*Objective*
How many lines in this data contain the string "React"? Reply with the number only.

*Given data*
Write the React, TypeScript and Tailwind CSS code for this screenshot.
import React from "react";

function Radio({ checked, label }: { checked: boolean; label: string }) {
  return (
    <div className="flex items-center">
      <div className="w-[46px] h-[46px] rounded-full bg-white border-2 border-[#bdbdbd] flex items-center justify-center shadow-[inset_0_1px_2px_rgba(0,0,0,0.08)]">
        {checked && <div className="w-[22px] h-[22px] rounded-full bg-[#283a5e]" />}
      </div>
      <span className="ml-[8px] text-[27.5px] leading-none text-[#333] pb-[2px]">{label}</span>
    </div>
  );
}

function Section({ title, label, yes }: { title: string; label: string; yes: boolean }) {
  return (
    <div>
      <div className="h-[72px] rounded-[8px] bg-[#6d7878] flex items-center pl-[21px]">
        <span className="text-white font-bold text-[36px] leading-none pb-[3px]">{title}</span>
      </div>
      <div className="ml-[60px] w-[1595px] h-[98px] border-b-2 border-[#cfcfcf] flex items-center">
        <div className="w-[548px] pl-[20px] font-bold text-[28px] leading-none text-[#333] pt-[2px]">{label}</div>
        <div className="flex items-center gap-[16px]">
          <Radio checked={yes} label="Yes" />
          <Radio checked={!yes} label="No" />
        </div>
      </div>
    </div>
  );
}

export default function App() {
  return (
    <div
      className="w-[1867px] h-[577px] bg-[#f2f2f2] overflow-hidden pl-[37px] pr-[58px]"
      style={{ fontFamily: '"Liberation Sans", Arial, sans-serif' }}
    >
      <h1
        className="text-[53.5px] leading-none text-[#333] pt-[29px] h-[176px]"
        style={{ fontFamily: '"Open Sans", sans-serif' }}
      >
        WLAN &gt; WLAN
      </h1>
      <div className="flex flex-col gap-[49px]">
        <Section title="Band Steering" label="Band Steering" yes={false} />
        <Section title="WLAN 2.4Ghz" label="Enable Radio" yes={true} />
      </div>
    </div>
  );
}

*Answer to this task*
2